On a video call with Mom, I told her that I am making Sambhar, something that never really turns out the way I wish it would. I am accustomed to having Mom's version of the Sambhar since childhood. It's taste is imprinted in places where I have no access to. The tongue knows when something is off.
Sambhar is a complex dish. It is not like a plum cake or a bread, or even Avial, where, eventually, the grated coconut and coconut oil evens out all the other tastes and brings them to a consensus. Sambhar is complex. The ladies fingers have to be slightly sauteed, else they disintegrate into the ocean that is Sambhar, and you can see that they existed once in the little seeds twinkling here and there. The Drum Sticks have to be just right, else they stand out. Drum sticks have to bend to the will of the greater cause that is Sambhar, but not break.
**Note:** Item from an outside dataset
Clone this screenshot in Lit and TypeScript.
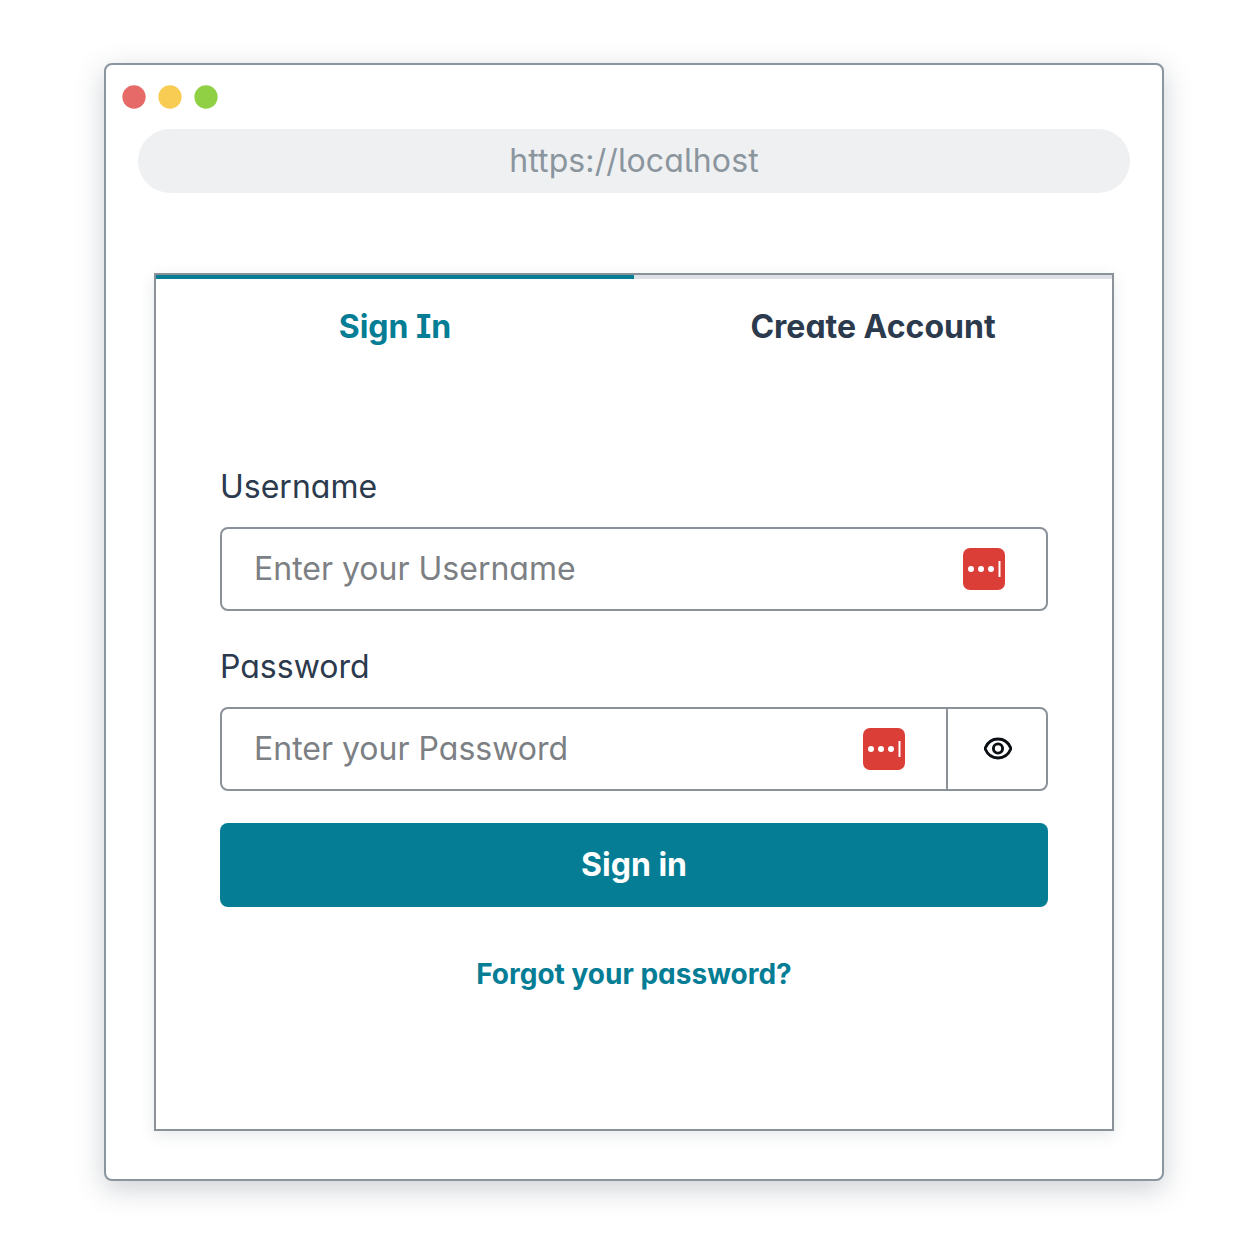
import { LitElement, html, css, svg } from 'lit'
import { customElement, state } from 'lit/decorators.js'

const managerIcon = html`
  <svg class="manager" width="42" height="42" viewBox="0 0 42 42">
    <rect width="42" height="42" rx="7" fill="#db3d37" />
    <circle cx="8" cy="21" r="3" fill="#fff" />
    <circle cx="18" cy="21" r="3" fill="#fff" />
    <circle cx="28" cy="21" r="3" fill="#fff" />
    <rect x="35.5" y="13" width="2" height="16" fill="#fff" />
  </svg>
`

const eyePath = svg`<path d="M14 3C8 3 3.2 7 1 12.5 3.2 18 8 22 14 22s10.8-4 13-9.500C24.800 7 20 3 14 3Z" />`

@customElement('app-root')
export class AppRoot extends LitElement {
  static styles = css`
    :host {
      display: block;
      padding: 63px 74px 65px 104px;
      background: #fff;
      font-family: Inter, 'Liberation Sans', sans-serif;
      font-feature-settings: 'cv05', 'cv08', 'cv11';
    }
    * {
      box-sizing: border-box;
    }
    .window {
      width: 1060px;
      padding: 20px 48px 48px;
      border: 2px solid #8a959e;
      border-radius: 8px;
      background: #fff;
      box-shadow: 0 8px 28px rgba(60, 75, 90, 0.26);
    }
    .dots {
      display: flex;
      gap: 12px;
      margin-left: -32px;
    }
    .dot {
      width: 24px;
      height: 24px;
      border-radius: 50%;
      transform: scale(0.97);
    }
    .address {
      margin: 20px -16px 80px;
      height: 64px;
      border-radius: 32px;
      background: #eff0f1;
      color: #8a959e;
      font-size: 32px;
      line-height: 64px;
      letter-spacing: 0.12px;
      text-align: center;
    }
    .card {
      border: 2px solid #8a9199;
      background: #fff;
      box-shadow: 0 4px 14px rgba(60, 75, 90, 0.12);
    }
    .tabs {
      display: flex;
    }
    .tab {
      flex: 1;
      padding: 24px 0 112px;
      border: none;
      border-top: 4px solid #dcdfe6;
      background: none;
      color: #2b3a4d;
      font: 750 32px/48px Inter, 'Liberation Sans', sans-serif;
      font-feature-settings: 'cv05', 'cv08', 'cv11';
      text-align: center;
      cursor: pointer;
    }
    .tab.active {
      border-top-color: #047d95;
      color: #047d95;
    }
    form {
      display: flex;
      flex-direction: column;
      padding: 0 64px 130px;
    }
    label {
      margin-bottom: 16px;
      color: #2b3a4d;
      font-size: 32px;
      line-height: 48px;
    }
    .row {
      display: flex;
      height: 84px;
      margin-bottom: 32px;
      border: 2px solid #8a9199;
      border-radius: 8px;
      overflow: hidden;
    }
    .field {
      flex: 1;
      display: flex;
      align-items: center;
      min-width: 0;
      padding-right: 41px;
    }
    input {
      flex: 1;
      min-width: 0;
      height: 100%;
      padding: 0 32px 2px;
      border: none;
      outline: none;
      background: none;
      color: #2b3a4d;
      font: 400 32px Inter, 'Liberation Sans', sans-serif;
      font-feature-settings: 'cv05', 'cv08', 'cv11';
    }
    input::placeholder {
      color: #7c7f83;
      opacity: 1;
    }
    .manager {
      flex: none;
      display: block;
    }
    .eye {
      flex: none;
      display: flex;
      align-items: center;
      justify-content: center;
      width: 100px;
      padding: 0 0 2px 2px;
      border: none;
      border-left: 2px solid #8a9199;
      background: none;
      cursor: pointer;
    }
    .eye svg {
      display: block;
      fill: none;
      stroke: #0a0f14;
      stroke-width: 2.9;
    }
    .submit {
      height: 84px;
      padding: 0 0 2px;
      border: none;
      border-radius: 8px;
      background: #047d95;
      color: #fff;
      font: 750 32px Inter, 'Liberation Sans', sans-serif;
      font-feature-settings: 'cv05', 'cv08', 'cv11';
      cursor: pointer;
    }
    .forgot {
      margin-top: 43px;
      margin-bottom: 1px;
      color: #047d95;
      font-size: 28px;
      font-weight: 750;
      line-height: 48px;
      text-align: center;
      text-decoration: none;
    }
  `

  @state()
  private tab = 'signin'

  @state()
  private showPassword = false

  private handleSubmit(e: Event) {
    e.preventDefault()
  }

  render() {
    return html`
      <div class="window">
        <div class="dots">
          <span class="dot" style="background:#e56a68"></span>
          <span class="dot" style="background:#f8cc52"></span>
          <span class="dot" style="background:#90d045"></span>
        </div>
        <div class="address">https://localhost</div>
        <div class="card">
          <div class="tabs">
            <button class="tab ${this.tab === 'signin' ? 'active' : ''}" @click=${() => (this.tab = 'signin')}>
              Sign In
            </button>
            <button class="tab ${this.tab === 'create' ? 'active' : ''}" @click=${() => (this.tab = 'create')}>
              Create Account
            </button>
          </div>
          <form @submit=${this.handleSubmit}>
            <label for="username">Username</label>
            <div class="row">
              <div class="field">
                <input id="username" placeholder="Enter your Username" />
                ${managerIcon}
              </div>
            </div>
            <label for="password">Password</label>
            <div class="row">
              <div class="field">
                <input
                  id="password"
                  type=${this.showPassword ? 'text' : 'password'}
                  placeholder="Enter your Password"
                />
                ${managerIcon}
              </div>
              <button
                class="eye"
                type="button"
                aria-label="Show password"
                @click=${() => (this.showPassword = !this.showPassword)}
              >
                <svg width="28" height="25" viewBox="0 0 28 25">
                  ${eyePath}
                  <circle cx="14" cy="12.500" r="4.600" />
                </svg>
              </button>
            </div>
            <button class="submit" type="submit">Sign in</button>
            <a class="forgot" href="#">Forgot your password?</a>
          </form>
        </div>
      </div>
    `
  }
}

declare global {
  interface HTMLElementTagNameMap {
    'app-root': AppRoot
  }
}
Then there is the coriander powder and the Fenugreek Powder, and the asafoetida chunks that should melt entirely, else they raise hell in the mouth and are absent in the dish! In a good Sambhar, every ingredient retains its partial identity but work together to create a great customer experience. It is like they give up a bit of themselves for something much bigger than themselves. I think I will die trying, but never experience that kind of love in this life time. I give away too little and expect too much I guess! :-)
My mind has a natural dislike for complex things. But I still end up trying to cook up my Mom-like Sambhar. Maybe it is the worry that once she is no longer there, like grandmother is now no longer there, a lot of tastes that I once knew will get lost into the ocean of losses that is life.